Era para ser uma noite comum. Eu e Gilson saíamos de um jantar tranquilo, na Casa da Amizade, em Guarapuava. Um encontro na noite dessa quarta (28) regado a conversa, risos e algum conforto. Mas, ao seguirmos na rua Visconde de Guarapuava, o contraste se impôs com a força de um soco no estômago. Uma imagem nos atravessou a alma. E não foi uma foto. Foi a cena viva, dolorosa, de um homem se encolhendo sob um cobertor fino, encostado na parede de uma loja fechada. O vento assoviava, a temperatura era quase glacial. E a indiferença, ainda mais.

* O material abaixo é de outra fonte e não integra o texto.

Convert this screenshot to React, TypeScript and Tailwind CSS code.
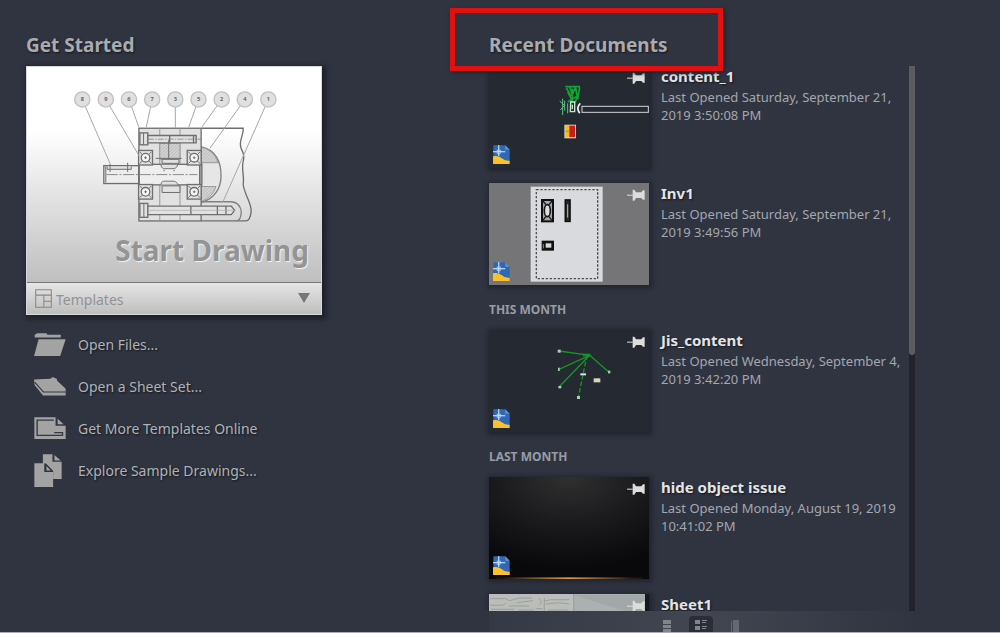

Paralisamos. Não houve clique de celular, nem ousadia de registro. Fotografar parecia violento. O respeito venceu a vontade de registrar. Mas o impacto permaneceu.

Foto: Eduardo Matysiaki
Não era um caso isolado. Em Curitiba, o fotógrafo Eduardo Matysiaki capturou, com sensibilidade e força, o mesmo retrato do abandono. Moradores de rua tentando se proteger como podem da onda de frio que toma o estado.
METÁFORA VISUAL
A imagem de Matysiaki, que mostra um homem usando um saco de lixo como único abrigo, carrega uma força simbólica devastadora. Essa metáfora visual é um grito silencioso: o ser humano tratado como resíduo, como algo que pode ser descartado, ignorado, varrido para fora do campo de visão.
O saco de lixo, que deveria conter o que a sociedade não quer mais, se transforma em abrigo para quem essa mesma sociedade parece não querer ver. É um símbolo cru do abandono institucional e da desumanização.
Na imagem, o frio é apenas o cenário. O verdadeiro golpe é o que ela revela: o quanto o sistema falha em garantir o mínimo. Não apenas sobrevivência, mas dignidade. Quando alguém precisa se enrolar num saco de lixo para tentar se proteger do vento, a mensagem é clara: ele não tem casa, nem teto, nem coberta, mas, pior ainda, não tem lugar no projeto social vigente.
Essa metáfora também denuncia a seletividade da compaixão: enquanto alguns são acolhidos pelo Estado e pelas redes de proteção, outros são jogados à margem, embrulhados em invisibilidade.
A pergunta que a imagem nos impõe é: se o abrigo de alguém é o lixo, onde está o nosso senso de humanidade?
O QUE VIMOS EM GUARAPUAVA
O frio em cidades como Guarapuava não é apenas uma estação: é um agente de morte para quem vive nas ruas. E o que mata não é só o vento. É a ausência de políticas públicas eficientes. A naturalização da miséria. É a sociedade que aprendeu a desviar o olhar, como quem muda de canal para não estragar o dia.
Moradores de rua não ‘escolhem’ essa condição. Eles e elas são empurrados e empurradas para ela [rua] por um sistema que exclui com precisão cirúrgica. Desemprego, saúde mental negligenciada, laços familiares rompidos, drogas, abandono estatal. Há sempre uma teia complexa por trás daquele corpo encolhido na calçada.
QUANTO?
Quantas mortes evitáveis nos custará a inércia? Quantas cenas como essa ainda teremos de presenciar até que se aceite que acolhimento e dignidade não são favores, mas direitos? Abrigos emergenciais devem existir e funcionar. Temos na cidade, mas não são suficientes e carecem de investimentos. Mais que isso, precisamos de políticas de longo prazo, de moradia assistida, de saúde mental, de reintegração social.
Enquanto isso não vem, a cidade segue dormindo. E eles, tentando não morrer de frio e de fome.